Die italienische Justiz hat Ermittlungen gegen Italiens Ministerpräsidentin
Giorgia Meloni aufgenommen. Grund ist die umstrittene Freilassung eines vom
Internationalen Strafgerichtshof (ICC) wegen Kriegsverbrechen gesuchten
Libyers. Sie werde unter anderem der Beihilfe zu einem Verbrechen verdächtigt,
teilte Meloni selbst mit. Ein entsprechendes Verfahren gegen sie sei bereits
eingeleitet.

Die Staatsanwälte ermittelten demnach auch gegen
Justizminister Carlo Nordio, Innenminister Matteo Piantedosi und den
Staatssekretär für Geheimdienstangelegenheiten, Alfredo Mantovano. 

Konkret geht
es dabei um Osama Elmasry Njeem Njeem, einen Brigadegeneral der libyschen
Polizei. Der Internationale Strafgerichtshof wirft ihm Kriegsverbrechen und
Verbrechen gegen die Menschlichkeit vor, unter anderem Mord, Folter und
Vergewaltigung von Gefangenen in Libyen. Er war am 19. Januar nach einem
Hinweis des ICC in Turin festgenommen worden, zwei Tage später aber wieder
freigekommen und unmittelbar ins libysche Tripolis geflogen worden, wo er von
Anhängern jubelnd empfangen wurde.  

Meloni arbeitet mit Libyen zusammen

Für Aufmerksamkeit hatte der Fall auch international gesorgt,
weil Meloni sich auf libysche Sicherheitskräfte verlässt, um Migranten daran zu
hindern, von dem nordafrikanischen Land aus nach Süditalien zu gelangen. 

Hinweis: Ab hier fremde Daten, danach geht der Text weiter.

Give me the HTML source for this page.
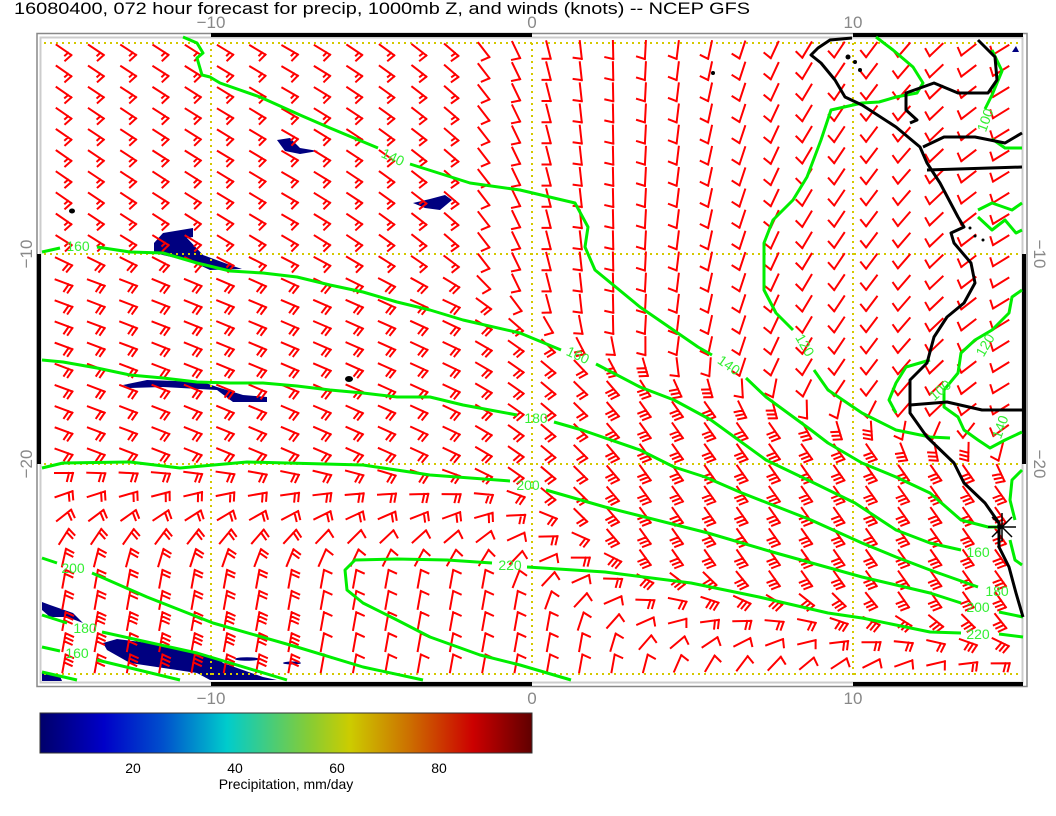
<!DOCTYPE html>
<html><head><meta charset="utf-8">
<style>
html,body{margin:0;padding:0;background:#fff;}
svg{display:block;font-family:"Liberation Sans",Arial,sans-serif;}
</style></head>
<body>
<svg id="s" width="1056" height="816" viewBox="0 0 1056 816" xmlns="http://www.w3.org/2000/svg">
<defs>
<linearGradient id="cb" x1="0" x2="1" y1="0" y2="0">
<stop offset="0" stop-color="#00006a"/>
<stop offset="0.13" stop-color="#0000c8"/>
<stop offset="0.25" stop-color="#0050cc"/>
<stop offset="0.38" stop-color="#00cccc"/>
<stop offset="0.48" stop-color="#50cc70"/>
<stop offset="0.55" stop-color="#88cc33"/>
<stop offset="0.63" stop-color="#cccc00"/>
<stop offset="0.75" stop-color="#cc7000"/>
<stop offset="0.88" stop-color="#cc0000"/>
<stop offset="1" stop-color="#600000"/>
</linearGradient>
</defs>
<rect width="1056" height="816" fill="#fff"/>
<text x="14" y="14" font-size="17" textLength="736" lengthAdjust="spacingAndGlyphs">16080400, 072 hour forecast for precip, 1000mb Z, and winds (knots) -- NCEP GFS</text>

<rect x="37" y="33.5" width="990" height="653" fill="none" stroke="#888" stroke-width="1.5"/>
<rect x="40.5" y="37.5" width="982" height="645" fill="none" stroke="#ccc" stroke-width="2"/>
<g fill="#000">
<rect x="211" y="33" width="321" height="4"/>
<rect x="853" y="33" width="170" height="4"/>
<rect x="211" y="682" width="321" height="4"/>
<rect x="853" y="682" width="170" height="4"/>
<rect x="37" y="254" width="4" height="210"/>
<rect x="1022" y="254" width="4" height="210"/>
</g>
<g fill="#888" font-size="17" text-anchor="middle">
<text x="211" y="28">−10</text><text x="532" y="28">0</text><text x="853" y="28">10</text>
<text x="211" y="704">−10</text><text x="532" y="704">0</text><text x="853" y="704">10</text>
<text transform="translate(32,254) rotate(-90)">−10</text>
<text transform="translate(32,464) rotate(-90)">−20</text>
<text transform="translate(1034,254) rotate(90)">−10</text>
<text transform="translate(1034,464) rotate(90)">−20</text>
</g>

<g fill="#000080">
<polygon points="277,140 290,138 300,148 318,151 300,154 285,151"/>
<polygon points="413,203 430,199 445,195 452,200 440,210 425,208"/>
<polygon points="154,243 163,233 193,228 193,237 187,238 203,255 230,265 242,269 210,270 193,262 154,253"/>
<polygon points="123,385 147,380 203,382 217,387 243,395 267,397 267,402 233,402 217,390 163,387 130,388"/>
<polygon points="103,643 117,639 163,645 220,660 223,663 263,677 277,680 210,680 197,673 130,663 107,650"/>
<polygon points="42,602 50,605 73,613 83,623 67,617 50,617 42,610"/>
<ellipse cx="247" cy="659" rx="12" ry="1.8"/>
<ellipse cx="292" cy="663" rx="9" ry="1.5"/>
<polygon points="42,672 60,676 62,681 42,681"/>
<ellipse cx="349" cy="379" rx="4" ry="3" fill="#000"/>
<ellipse cx="72" cy="211" rx="3" ry="2.5" fill="#000"/>
<polygon points="1012,52 1016,46 1019,52"/>
</g>

<g stroke="#d4c800" stroke-width="2" stroke-dasharray="2,4" fill="none">
<line x1="44" y1="43" x2="1020" y2="43"/>
<line x1="44" y1="254" x2="1020" y2="254"/>
<line x1="44" y1="464" x2="1020" y2="464"/>
<line x1="44" y1="674" x2="1020" y2="674"/>
<line x1="211" y1="43" x2="211" y2="676"/>
<line x1="532" y1="43" x2="532" y2="676"/>
<line x1="853" y1="43" x2="853" y2="676"/>
</g>

<g id="barbs" stroke="#ff0000" stroke-width="2" fill="none" stroke-linecap="square"></g>

<g stroke="#00ee00" stroke-width="3" fill="none" stroke-linejoin="round">
<polyline points="183,37 197,43 203,53 197,58 202,75 210,77 220,83 260,97 300,115 330,128 378,148"/>
<polyline points="410,164 470,183 520,190 575,203 588,227 585,247 595,270 640,307 698,347 712,355"/>
<polyline points="746,378 766,397 811,430 828,443 862,463 896,477 930,493 961,520 988,527 999,527"/>
<polyline points="876,37 893,50 913,67 923,83 917,93 896,97 879,102 862,103 831,110 821,140 807,177 793,200 773,220 764,243 764,290 776,313 793,330"/>
<polyline points="814,370 828,390 862,413 896,430 930,437 950,438"/>
<polyline points="42,252 60,248"/>
<polyline points="97,247 130,252 163,253 197,263 230,271 263,273 297,277 330,285 363,292 397,302 430,310 463,320 520,333 561,350"/>
<polyline points="596,364 640,387 674,400 711,420 766,460 814,483 855,503 896,530 930,543 961,550"/>
<polyline points="42,360 63,362 97,368 130,375 163,378 197,382 230,383 263,383 297,386 330,390 363,393 397,397 430,397 463,405 517,415"/>
<polyline points="554,422 582,430 640,450 674,467 705,477 742,493 811,520 862,543 896,557 930,570 978,587"/>
<polyline points="42,468 63,463 130,462 180,468 247,462 363,465 430,475 510,481"/>
<polyline points="546,490 605,507 708,533 776,553 862,577 930,593 961,603"/>
<polyline points="999,612 1023,617"/>
<polyline points="492,563 447,560 397,559 355,560 345,570 347,590 363,603 397,620 430,637 480,655 520,665 571,680"/>
<polyline points="527,567 605,572 691,583 759,597 828,613 862,618 930,632 961,633"/>
<polyline points="999,634 1023,637"/>
<polyline points="42,558 57,563"/>
<polyline points="92,573 147,597 213,623 297,647 363,667 423,680"/>
<polyline points="42,615 67,623"/>
<polyline points="102,632 197,653 287,680"/>
<polyline points="42,647 60,651"/>
<polyline points="97,660 180,680"/>
<polyline points="42,672 77,680"/>
<polyline points="992,50 1002,71 992,95 985,109"/>
<polyline points="992,139 1005,148 1022,148"/>
<polyline points="978,210 992,203 1012,210 1022,203"/>
<polyline points="978,217 992,230 1005,220 1016,233 1022,230"/>
<polyline points="1022,290 1012,297 1009,313 992,330 975,340 961,353 958,373 944,390 944,407 958,417 964,430 978,440 990,448 1005,440 1022,432"/>
<polyline points="930,360 906,367 896,383 889,400 896,413"/>
<polyline points="1022,470 1012,480 1010,500 1015,520"/>
<polyline points="1010,540 1015,560 1022,565"/>
</g>
<g fill="#33ee33" font-size="14" text-anchor="middle">
<text x="393" y="162" transform="rotate(25 393 157)">140</text>
<text x="729" y="370" transform="rotate(35 729 365)">140</text>
<text x="805" y="350" transform="rotate(60 805 345)">120</text>
<text x="78" y="251">160</text>
<text x="578" y="360" transform="rotate(25 578 355)">160</text>
<text x="978" y="557">160</text>
<text x="536" y="423">180</text>
<text x="997" y="596">180</text>
<text x="528" y="490">200</text>
<text x="978" y="612">200</text>
<text x="510" y="570">220</text>
<text x="978" y="639">220</text>
<text x="73" y="573">200</text>
<text x="85" y="633">180</text>
<text x="77" y="658">160</text>
<text x="985" y="125" transform="rotate(-70 985 120)">100</text>
<text x="985" y="350" transform="rotate(-60 985 345)">120</text>
<text x="940" y="395" transform="rotate(-40 940 390)">100</text>
<text x="1000" y="432" transform="rotate(-70 1000 427)">140</text>
</g>

<g stroke="#000" stroke-width="3" fill="none" stroke-linejoin="round">
<polyline points="852,38 830,40 818,48 811,55 821,63 835,80 845,97 862,105 896,127 920,147 927,163 940,183 958,217 964,227 951,233 954,243 971,263 975,283 964,303 947,317 934,337 927,363 910,380 910,413 927,437 954,463 964,483 985,503 999,523 999,547 1009,567 1016,593 1023,617"/>
<polyline points="978,40 995,57 997,80 988,93 958,93 934,83 906,93 906,110 917,120 910,123"/>
<polyline points="927,170 1022,167"/>
<polyline points="923,147 944,137 975,137 1005,143 1022,133"/>
<polyline points="910,405 947,402 982,410 1022,410"/>
</g>
<g fill="#000">
<circle cx="848" cy="57" r="2.5"/><circle cx="855" cy="62" r="2"/><circle cx="860" cy="70" r="2"/><circle cx="713" cy="73" r="2"/>
<circle cx="970" cy="228" r="1.5"/><circle cx="975" cy="236" r="1.5"/><circle cx="983" cy="240" r="1.5"/>
</g>
<g stroke="#000" stroke-width="1.5">
<line x1="988" y1="527" x2="1016" y2="527"/><line x1="1002" y1="513" x2="1002" y2="541"/>
<line x1="992" y1="517" x2="1012" y2="537"/><line x1="992" y1="537" x2="1012" y2="517"/>
</g>

<rect x="40" y="713" width="492" height="40" fill="url(#cb)" stroke="#333" stroke-width="1"/>
<g font-size="14" text-anchor="middle" fill="#000">
<text x="133" y="773">20</text><text x="235" y="773">40</text><text x="337" y="773">60</text><text x="439" y="773">80</text>
<text x="286" y="789">Precipitation, mm/day</text>
</g>
</svg>
<script>
(function(){
var g=document.getElementById('barbs');
function lerpPts(pts,x){if(x<=pts[0][0])return pts[0][1];for(var i=1;i<pts.length;i++){if(x<=pts[i][0]){var t=(x-pts[i-1][0])/(pts[i][0]-pts[i-1][0]);return pts[i-1][1]+t*(pts[i][1]-pts[i-1][1]);}}return pts[pts.length-1][1];}
function cl(v){return v<0?0:v>1?1:v;}
var U=[[40,35],[300,30],[450,40],[560,80],[620,90],[700,100],[800,120],[900,130],[1010,150]];
var Y0=[[40,230],[450,250],[600,330],[900,410],[1010,430]];
var BASE=[[40,20],[450,25],[650,55],[1010,55]];
var YS=[[40,450],[500,470],[650,560],[1010,620]];
var s='';
for(var j=0;j<30;j++){for(var i=0;i<30;i++){
var x=64+i*32.3, y=50+j*21.15;
var y0=lerpPts(Y0,x);
var w=cl((y-y0)/50);
var ys=lerpPts(YS,x);
var t=cl((y-ys)/110);
var low=lerpPts(BASE,x)+( -80-lerpPts(BASE,x))*t;
var a=lerpPts(U,x)*(1-w)+low*w;
var n, half=false;
if(w<0.5){n=1;half=(x<480);}
else if(x>600){n=(t<0.3)?3:(t<0.5?2:1);}
else if(t<0.5){n=2;} else {n=(x<300)?2:1;}
if(y>560 && x<300) n=(y>600)?3:2;
var r=a*Math.PI/180, dx=Math.cos(r), dy=Math.sin(r);
var fx=-dy, fy=dx;
var x1=x-dx*9, y1=y-dy*9, x2=x+dx*9, y2=y+dy*9;
s+='M'+x1.toFixed(1)+' '+y1.toFixed(1)+'L'+x2.toFixed(1)+' '+y2.toFixed(1);
for(var k=0;k<n;k++){var bx=x2-dx*4*k, by=y2-dy*4*k;
s+='M'+bx.toFixed(1)+' '+by.toFixed(1)+'l'+((fx*8-dx*2)).toFixed(1)+' '+((fy*8-dy*2)).toFixed(1);}
if(half){var bx=x2-dx*4*n, by=y2-dy*4*n;s+='M'+bx.toFixed(1)+' '+by.toFixed(1)+'l'+(fx*4-dx).toFixed(1)+' '+(fy*4-dy).toFixed(1);}
}}
var p=document.createElementNS('http://www.w3.org/2000/svg','path');p.setAttribute('d',s);g.appendChild(p);
})();
</script>
</body></html>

Meloni teilte mit, sie habe nicht vor, zurückzutreten. Dass
gegen sie ermittelt werde, bedeute weder, dass sie schuldig sei, noch dass
zwangsläufig formelle Anklagen folgen würden. 

Innenminister Piantedosi hatte vergangene Woche gesagt, das
römische Berufungsgericht habe Njeems Freilassung angeordnet, weil es seine
Verhaftung als nicht verfahrenskonform angesehen habe. Laut Innenministerium
war Njeem freigekommen, weil die örtliche Polizei das Justizministerium nicht
sofort über die Verhaftung informiert habe, was aber vorgeschrieben sei.  

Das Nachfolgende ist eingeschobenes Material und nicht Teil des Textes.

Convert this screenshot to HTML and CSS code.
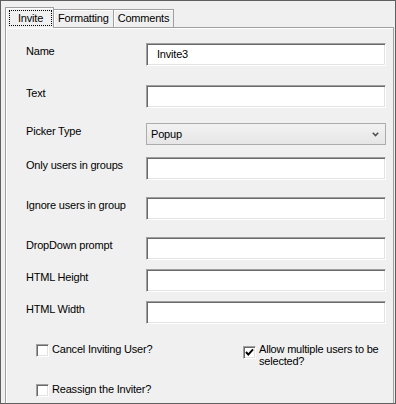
FILE: index.html
```html
<!DOCTYPE html>
<html lang="en">
<head>
    <meta charset="UTF-8">
    <title>Invite properties</title>
    <link rel="stylesheet" href="styles.css">
</head>
<body>
    <div class="window">
        <div class="tabs">
            <div class="tab active"><span class="focus">Invite</span></div>
            <div class="tab">Formatting</div>
            <div class="tab">Comments</div>
        </div>

        <div class="panel">
            <div class="form">
                <div class="row"><span class="label">Name</span><div class="field">Invite3</div></div>
                <div class="row"><span class="label">Text</span><div class="field"></div></div>
                <div class="row">
                    <span class="label">Picker Type</span>
                    <div class="select">
                        <span>Popup</span>
                        <svg class="chevron" width="7" height="5" viewBox="0 0 7 5">
                            <path d="M0.8 0.8 L3.5 3.6 L6.2 0.8" fill="none" stroke="#505050" stroke-width="1.6"/>
                        </svg>
                    </div>
                </div>
                <div class="row"><span class="label">Only users in groups</span><div class="field"></div></div>
                <div class="row"><span class="label">Ignore users in group</span><div class="field"></div></div>
                <div class="row"><span class="label">DropDown prompt</span><div class="field"></div></div>
                <div class="row"><span class="label">HTML Height</span><div class="field"></div></div>
                <div class="row"><span class="label">HTML Width</span><div class="field"></div></div>
            </div>

            <div class="checks">
                <div class="check">
                    <span class="box"></span>
                    <span class="check-text">Cancel Inviting User?</span>
                </div>
                <div class="check two-lines">
                    <span class="box">
                        <svg width="9" height="9" viewBox="0 0 9 9">
                            <path d="M1 4 L3.3 6.6 L8 1.4" fill="none" stroke="#000" stroke-width="2"/>
                        </svg>
                    </span>
                    <span class="check-text">Allow multiple users to be<br>selected?</span>
                </div>
                <div class="check">
                    <span class="box"></span>
                    <span class="check-text">Reassign the Inviter?</span>
                </div>
            </div>
        </div>
    </div>
</body>
</html>
```

FILE: styles.css
```css
body {
    margin: 0;
    font-family: 'Liberation Sans', Arial, sans-serif;
    font-size: 11px;
    letter-spacing: -0.2px;
    color: #000;
}
.window {
    width: 396px;
    height: 404px;
    box-sizing: border-box;
    border: 1px solid #5f5f5f;
    background: #f0f0f0;
    overflow: hidden;
    display: flex;
    flex-direction: column;
}

/* tab strip */
.tabs {
    height: 26px;
    display: flex;
    align-items: flex-end;
    padding-left: 4px;
}
.tab {
    height: 18px;
    box-sizing: border-box;
    padding: 2px 4px 0 4px;
    line-height: 13px;
    border: 1px solid #a0a0a0;
    border-bottom: none;
    box-shadow: inset 1px 1px 0 #fff;
    background: #f0f0f0;
}
.tab + .tab {
    margin-left: -1px;
}
.tab.active {
    height: 21px;
    margin-bottom: -1px;
    padding: 2px 1px 0 3px;
    position: relative;
    z-index: 1;
}
.focus {
    display: block;
    height: 16px;
    box-sizing: border-box;
    padding: 0 8px;
    line-height: 14px;
    border: 1px dotted #000;
}

/* tab page */
.panel {
    flex: 1;
    margin: 0 1px 0 4px;
    border: 1px solid #a0a0a0;
    border-bottom: none;
    box-shadow: inset 1px 1px 0 #fff;
}
.form {
    display: grid;
    grid-template-columns: 120px 240px;
    grid-template-rows: 42px 38px 34px 40px 40px 32px 32px 32px;
    padding: 15px 0 0 20px;
}
.row {
    display: contents;
}
.label {
    padding-top: 2px;
    line-height: 13px;
    white-space: nowrap;
}
.field {
    height: 23px;
    box-sizing: border-box;
    padding-left: 10px;
    line-height: 21px;
    background: #fff;
    border: 1px solid;
    border-color: #a0a0a0 #fff #fff #a0a0a0;
    box-shadow: inset 1px 1px 0 #696969, inset -1px -1px 0 #e3e3e3;
}
.select {
    height: 22px;
    box-sizing: border-box;
    display: flex;
    align-items: center;
    justify-content: space-between;
    padding: 0 6px 0 4px;
    border: 1px solid #acacac;
    background: linear-gradient(#f2f2f2, #e6e6e6);
}
.chevron {
    margin-top: 1px;
}

/* checkbox block */
.checks {
    display: grid;
    grid-template-columns: 207px 1fr;
    grid-template-rows: 40px auto;
    padding: 10px 0 0 30px;
}
.check {
    display: flex;
    align-items: flex-start;
    gap: 3px;
}
.check-text {
    line-height: 13px;
}
.box {
    width: 13px;
    height: 13px;
    margin-top: 1px;
    box-sizing: border-box;
    flex-shrink: 0;
    display: flex;
    align-items: center;
    justify-content: center;
    background: #fff;
    border: 1px solid;
    border-color: #a0a0a0 #fff #fff #a0a0a0;
    box-shadow: inset 1px 1px 0 #696969, inset -1px -1px 0 #e3e3e3;
}
.two-lines .check-text {
    line-height: 12px;
}
.two-lines .box {
    margin-top: 3px;
}
```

ICC untersucht Verbrechen im Rahmen des Bürgerkrieges

Piantedosi hatte später von einer „sozialen Gefährlichkeit“ Njeems
gesprochen. Aus Gründen der Staatssicherheit habe er daher eine
Ausweisungsverfügung erlassen. Außenminister Antonio Tajani hatte zudem gesagt,
der ICC sei „nicht das Wort Gottes und nicht die Quelle aller
Wahrheit“. Auch sei Italien ein souveränes Land „und wir treffen
unsere eigenen Entscheidungen“.

Der ICC untersucht seit dem Bürgerkrieg in Libyen im Jahr
2011 schwere Verbrechen in dem Land. Nach ICC-Angaben war Italien im Zuge der
erwarteten Festnahme aufgefordert worden, sich mit dem Gericht in Verbindung zu
setzen, falls es Probleme mit dem Verhaftungsprozess gebe. Njeem sei jedoch
ohne vorherige Ankündigung oder Konsultation des ICC freigelassen worde.